Set exercise: Omit all pictures and transcribe only the lines in the entries below that run from the line with "Convert this screenshot" through the line with "45 + i * 12)".
──────────
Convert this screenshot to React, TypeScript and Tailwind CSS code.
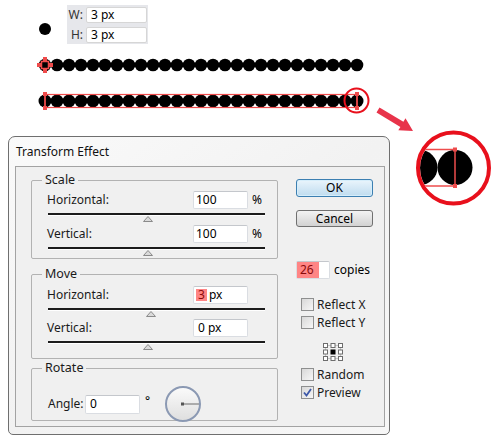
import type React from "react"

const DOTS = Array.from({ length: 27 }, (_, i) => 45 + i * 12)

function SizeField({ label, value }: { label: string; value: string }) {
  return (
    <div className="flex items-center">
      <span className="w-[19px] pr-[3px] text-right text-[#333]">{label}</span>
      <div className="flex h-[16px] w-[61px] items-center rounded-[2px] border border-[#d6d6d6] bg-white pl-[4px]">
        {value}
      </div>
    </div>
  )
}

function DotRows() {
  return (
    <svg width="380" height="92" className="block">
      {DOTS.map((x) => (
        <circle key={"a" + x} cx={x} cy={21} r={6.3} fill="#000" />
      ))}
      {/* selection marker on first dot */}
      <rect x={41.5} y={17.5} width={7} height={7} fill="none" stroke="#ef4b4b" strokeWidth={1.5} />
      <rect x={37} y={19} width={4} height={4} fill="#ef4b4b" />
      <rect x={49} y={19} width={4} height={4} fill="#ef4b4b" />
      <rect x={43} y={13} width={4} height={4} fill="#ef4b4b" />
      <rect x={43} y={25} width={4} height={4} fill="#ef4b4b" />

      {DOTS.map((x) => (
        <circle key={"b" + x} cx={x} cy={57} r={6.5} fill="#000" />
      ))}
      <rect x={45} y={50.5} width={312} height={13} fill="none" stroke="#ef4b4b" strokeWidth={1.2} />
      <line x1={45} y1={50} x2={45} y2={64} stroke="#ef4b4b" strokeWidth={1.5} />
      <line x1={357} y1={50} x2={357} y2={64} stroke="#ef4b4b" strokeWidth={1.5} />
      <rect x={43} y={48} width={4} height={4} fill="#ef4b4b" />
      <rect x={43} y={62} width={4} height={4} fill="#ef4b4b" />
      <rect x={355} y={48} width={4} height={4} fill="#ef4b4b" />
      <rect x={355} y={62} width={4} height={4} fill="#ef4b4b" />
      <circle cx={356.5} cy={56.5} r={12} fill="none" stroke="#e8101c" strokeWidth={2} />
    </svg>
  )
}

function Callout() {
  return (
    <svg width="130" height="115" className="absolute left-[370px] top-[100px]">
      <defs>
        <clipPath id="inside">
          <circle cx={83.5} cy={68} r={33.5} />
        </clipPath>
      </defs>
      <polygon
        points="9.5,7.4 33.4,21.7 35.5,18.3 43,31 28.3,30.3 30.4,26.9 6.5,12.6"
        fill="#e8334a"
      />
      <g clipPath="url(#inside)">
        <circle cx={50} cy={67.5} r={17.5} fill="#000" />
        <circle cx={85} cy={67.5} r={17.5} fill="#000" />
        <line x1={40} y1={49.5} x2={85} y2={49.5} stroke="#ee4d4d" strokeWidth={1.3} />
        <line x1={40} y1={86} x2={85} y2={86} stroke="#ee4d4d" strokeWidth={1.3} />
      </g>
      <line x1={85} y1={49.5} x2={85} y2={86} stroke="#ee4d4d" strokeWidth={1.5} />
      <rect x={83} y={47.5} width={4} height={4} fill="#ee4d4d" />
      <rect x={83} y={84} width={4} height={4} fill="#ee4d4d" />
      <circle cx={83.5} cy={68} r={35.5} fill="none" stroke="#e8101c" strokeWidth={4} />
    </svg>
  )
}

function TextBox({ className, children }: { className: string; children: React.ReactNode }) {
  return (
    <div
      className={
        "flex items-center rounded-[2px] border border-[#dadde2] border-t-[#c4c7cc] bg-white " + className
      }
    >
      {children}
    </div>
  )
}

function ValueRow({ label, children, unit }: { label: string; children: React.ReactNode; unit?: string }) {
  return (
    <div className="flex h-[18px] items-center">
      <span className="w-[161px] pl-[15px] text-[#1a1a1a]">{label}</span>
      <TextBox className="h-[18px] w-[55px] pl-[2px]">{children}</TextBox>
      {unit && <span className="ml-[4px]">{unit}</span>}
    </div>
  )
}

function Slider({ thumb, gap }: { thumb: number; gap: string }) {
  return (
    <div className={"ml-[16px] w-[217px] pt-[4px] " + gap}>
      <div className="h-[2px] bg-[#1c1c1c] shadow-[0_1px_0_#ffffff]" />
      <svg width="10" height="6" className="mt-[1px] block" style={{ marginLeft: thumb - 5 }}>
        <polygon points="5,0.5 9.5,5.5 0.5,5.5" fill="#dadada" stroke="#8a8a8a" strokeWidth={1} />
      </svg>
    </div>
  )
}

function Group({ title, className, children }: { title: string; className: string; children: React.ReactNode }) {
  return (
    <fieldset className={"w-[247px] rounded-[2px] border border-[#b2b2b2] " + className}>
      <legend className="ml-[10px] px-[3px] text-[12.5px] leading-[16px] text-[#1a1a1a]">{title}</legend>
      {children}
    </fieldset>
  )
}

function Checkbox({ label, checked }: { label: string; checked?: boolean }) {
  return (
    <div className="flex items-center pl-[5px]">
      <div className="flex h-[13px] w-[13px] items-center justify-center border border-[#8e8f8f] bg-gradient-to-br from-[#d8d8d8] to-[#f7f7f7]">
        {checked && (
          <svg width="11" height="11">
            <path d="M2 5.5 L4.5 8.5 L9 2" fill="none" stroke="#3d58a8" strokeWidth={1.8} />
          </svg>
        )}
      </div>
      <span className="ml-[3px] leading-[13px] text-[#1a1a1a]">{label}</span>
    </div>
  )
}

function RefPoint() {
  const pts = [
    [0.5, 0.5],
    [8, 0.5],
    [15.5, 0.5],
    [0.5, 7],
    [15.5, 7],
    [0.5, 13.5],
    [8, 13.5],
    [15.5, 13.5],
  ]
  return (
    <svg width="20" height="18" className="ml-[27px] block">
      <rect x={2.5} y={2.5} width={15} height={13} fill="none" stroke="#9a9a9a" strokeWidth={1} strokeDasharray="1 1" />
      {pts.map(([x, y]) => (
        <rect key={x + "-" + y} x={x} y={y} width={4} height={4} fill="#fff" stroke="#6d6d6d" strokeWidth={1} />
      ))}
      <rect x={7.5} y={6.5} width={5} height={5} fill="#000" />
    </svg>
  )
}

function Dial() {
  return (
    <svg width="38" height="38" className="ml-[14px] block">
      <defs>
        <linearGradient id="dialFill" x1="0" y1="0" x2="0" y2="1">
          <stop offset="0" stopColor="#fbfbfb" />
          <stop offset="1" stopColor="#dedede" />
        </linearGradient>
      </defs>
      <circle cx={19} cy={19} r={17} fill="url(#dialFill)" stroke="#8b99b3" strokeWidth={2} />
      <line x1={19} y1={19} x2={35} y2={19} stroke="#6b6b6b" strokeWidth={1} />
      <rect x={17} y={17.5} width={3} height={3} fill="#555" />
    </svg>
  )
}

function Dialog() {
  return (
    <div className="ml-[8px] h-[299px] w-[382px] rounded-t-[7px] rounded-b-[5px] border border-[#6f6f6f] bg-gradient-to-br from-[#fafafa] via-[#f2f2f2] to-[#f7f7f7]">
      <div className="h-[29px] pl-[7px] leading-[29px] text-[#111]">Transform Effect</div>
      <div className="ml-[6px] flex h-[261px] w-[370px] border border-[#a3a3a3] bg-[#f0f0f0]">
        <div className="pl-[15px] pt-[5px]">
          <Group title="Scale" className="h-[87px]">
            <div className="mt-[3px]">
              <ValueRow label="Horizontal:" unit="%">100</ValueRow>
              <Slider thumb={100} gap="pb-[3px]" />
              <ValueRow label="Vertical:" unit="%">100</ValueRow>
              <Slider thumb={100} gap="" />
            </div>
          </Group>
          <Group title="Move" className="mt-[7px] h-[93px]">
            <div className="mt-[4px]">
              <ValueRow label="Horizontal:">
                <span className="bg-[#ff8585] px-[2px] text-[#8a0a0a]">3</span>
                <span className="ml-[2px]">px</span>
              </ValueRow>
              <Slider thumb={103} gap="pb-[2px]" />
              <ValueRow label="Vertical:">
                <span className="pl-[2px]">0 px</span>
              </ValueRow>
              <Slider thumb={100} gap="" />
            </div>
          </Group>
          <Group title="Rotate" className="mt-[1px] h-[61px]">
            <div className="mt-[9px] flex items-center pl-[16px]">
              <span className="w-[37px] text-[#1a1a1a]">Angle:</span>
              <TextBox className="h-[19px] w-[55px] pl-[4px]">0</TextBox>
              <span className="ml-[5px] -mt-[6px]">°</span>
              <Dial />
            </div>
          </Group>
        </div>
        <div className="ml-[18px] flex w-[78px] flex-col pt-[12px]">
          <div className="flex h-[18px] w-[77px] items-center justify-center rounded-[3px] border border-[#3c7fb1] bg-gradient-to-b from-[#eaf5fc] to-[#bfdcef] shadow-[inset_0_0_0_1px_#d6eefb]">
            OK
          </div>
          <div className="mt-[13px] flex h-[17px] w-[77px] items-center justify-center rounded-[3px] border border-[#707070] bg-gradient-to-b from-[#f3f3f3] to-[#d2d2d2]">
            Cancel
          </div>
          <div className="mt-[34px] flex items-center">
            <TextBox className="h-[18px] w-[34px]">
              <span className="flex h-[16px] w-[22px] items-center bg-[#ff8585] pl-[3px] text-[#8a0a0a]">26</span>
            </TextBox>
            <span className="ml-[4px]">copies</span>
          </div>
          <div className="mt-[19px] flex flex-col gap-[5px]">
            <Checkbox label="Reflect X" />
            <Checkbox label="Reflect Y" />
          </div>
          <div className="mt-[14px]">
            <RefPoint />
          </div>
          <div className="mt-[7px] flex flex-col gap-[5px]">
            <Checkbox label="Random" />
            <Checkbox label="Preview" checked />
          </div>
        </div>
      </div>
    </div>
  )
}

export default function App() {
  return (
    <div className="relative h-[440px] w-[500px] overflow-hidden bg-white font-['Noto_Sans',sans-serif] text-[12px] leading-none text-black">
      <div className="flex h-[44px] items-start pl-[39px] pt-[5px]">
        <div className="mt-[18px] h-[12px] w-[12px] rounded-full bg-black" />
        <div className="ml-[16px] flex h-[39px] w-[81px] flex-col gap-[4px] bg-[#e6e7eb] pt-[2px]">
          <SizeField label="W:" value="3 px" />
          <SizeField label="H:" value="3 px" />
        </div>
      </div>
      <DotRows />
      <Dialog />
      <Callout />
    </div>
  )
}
──────────
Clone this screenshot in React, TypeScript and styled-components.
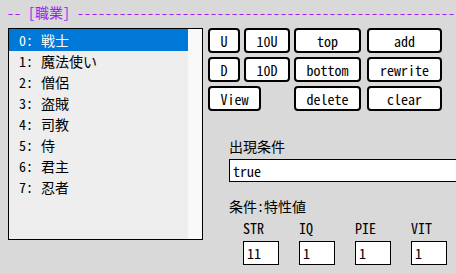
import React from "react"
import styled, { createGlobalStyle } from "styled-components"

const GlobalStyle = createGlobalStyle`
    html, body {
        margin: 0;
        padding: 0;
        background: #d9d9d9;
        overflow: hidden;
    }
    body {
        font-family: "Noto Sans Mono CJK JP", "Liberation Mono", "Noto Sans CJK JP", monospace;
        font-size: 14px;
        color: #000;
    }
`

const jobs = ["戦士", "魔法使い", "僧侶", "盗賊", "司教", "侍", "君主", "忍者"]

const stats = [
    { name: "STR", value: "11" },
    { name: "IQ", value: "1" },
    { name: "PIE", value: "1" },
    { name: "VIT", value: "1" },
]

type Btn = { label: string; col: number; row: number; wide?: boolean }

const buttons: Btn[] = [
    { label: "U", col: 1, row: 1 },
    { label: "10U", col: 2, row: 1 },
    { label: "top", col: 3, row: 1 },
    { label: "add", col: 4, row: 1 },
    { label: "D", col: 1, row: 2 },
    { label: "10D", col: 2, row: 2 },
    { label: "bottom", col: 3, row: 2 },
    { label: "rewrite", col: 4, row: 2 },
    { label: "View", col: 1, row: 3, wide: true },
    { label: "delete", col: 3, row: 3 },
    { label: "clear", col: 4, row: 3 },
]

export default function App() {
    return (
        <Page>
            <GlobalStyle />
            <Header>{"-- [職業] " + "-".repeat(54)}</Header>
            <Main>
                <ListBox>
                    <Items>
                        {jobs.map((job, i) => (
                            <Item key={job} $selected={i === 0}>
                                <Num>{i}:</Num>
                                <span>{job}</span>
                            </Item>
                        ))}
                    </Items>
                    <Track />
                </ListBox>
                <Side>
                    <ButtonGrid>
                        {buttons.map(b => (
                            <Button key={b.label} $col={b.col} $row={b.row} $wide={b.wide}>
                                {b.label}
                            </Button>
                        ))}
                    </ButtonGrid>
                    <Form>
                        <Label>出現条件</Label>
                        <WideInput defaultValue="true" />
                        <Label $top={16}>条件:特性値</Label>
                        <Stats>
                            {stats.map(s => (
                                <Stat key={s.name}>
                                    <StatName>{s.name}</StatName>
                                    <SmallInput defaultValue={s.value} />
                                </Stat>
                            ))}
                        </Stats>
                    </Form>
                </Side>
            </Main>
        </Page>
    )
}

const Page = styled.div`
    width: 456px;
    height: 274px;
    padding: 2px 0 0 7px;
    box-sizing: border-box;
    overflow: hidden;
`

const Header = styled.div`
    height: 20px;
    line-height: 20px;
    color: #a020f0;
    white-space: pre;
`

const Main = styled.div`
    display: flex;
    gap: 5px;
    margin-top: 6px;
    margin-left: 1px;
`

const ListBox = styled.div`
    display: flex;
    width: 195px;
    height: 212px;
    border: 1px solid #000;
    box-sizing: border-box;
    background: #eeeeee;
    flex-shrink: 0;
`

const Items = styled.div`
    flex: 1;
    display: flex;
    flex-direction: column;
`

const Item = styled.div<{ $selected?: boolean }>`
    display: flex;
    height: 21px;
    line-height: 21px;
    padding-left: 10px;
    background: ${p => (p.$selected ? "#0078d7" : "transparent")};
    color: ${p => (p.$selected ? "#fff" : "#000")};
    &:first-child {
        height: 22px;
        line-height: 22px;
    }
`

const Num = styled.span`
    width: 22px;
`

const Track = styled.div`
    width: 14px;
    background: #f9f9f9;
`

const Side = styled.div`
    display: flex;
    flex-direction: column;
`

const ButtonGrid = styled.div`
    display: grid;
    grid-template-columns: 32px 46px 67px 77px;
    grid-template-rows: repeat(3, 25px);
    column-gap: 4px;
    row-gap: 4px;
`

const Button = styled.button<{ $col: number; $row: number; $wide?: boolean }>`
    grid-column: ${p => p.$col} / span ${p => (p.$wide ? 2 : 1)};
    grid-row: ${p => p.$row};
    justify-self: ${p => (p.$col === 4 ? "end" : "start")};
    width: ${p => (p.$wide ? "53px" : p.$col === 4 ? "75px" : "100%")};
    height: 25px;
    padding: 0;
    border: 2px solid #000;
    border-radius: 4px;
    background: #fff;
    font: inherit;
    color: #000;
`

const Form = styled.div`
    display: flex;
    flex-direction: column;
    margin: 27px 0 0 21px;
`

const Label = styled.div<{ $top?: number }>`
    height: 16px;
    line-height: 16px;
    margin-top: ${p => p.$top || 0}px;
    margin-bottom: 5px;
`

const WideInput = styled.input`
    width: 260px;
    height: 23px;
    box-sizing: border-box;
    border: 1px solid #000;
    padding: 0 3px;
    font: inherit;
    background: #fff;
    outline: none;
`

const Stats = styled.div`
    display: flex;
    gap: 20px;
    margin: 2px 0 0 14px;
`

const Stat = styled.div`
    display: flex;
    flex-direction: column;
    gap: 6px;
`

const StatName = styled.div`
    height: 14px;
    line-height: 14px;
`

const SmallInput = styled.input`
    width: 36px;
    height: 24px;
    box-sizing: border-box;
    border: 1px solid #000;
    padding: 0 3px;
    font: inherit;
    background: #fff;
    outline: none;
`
──────────
Finished task:
Convert this screenshot to React, TypeScript and Tailwind CSS code.
import type React from "react"

const DOTS = Array.from({ length: 27 }, (_, i) => 45 + i * 12)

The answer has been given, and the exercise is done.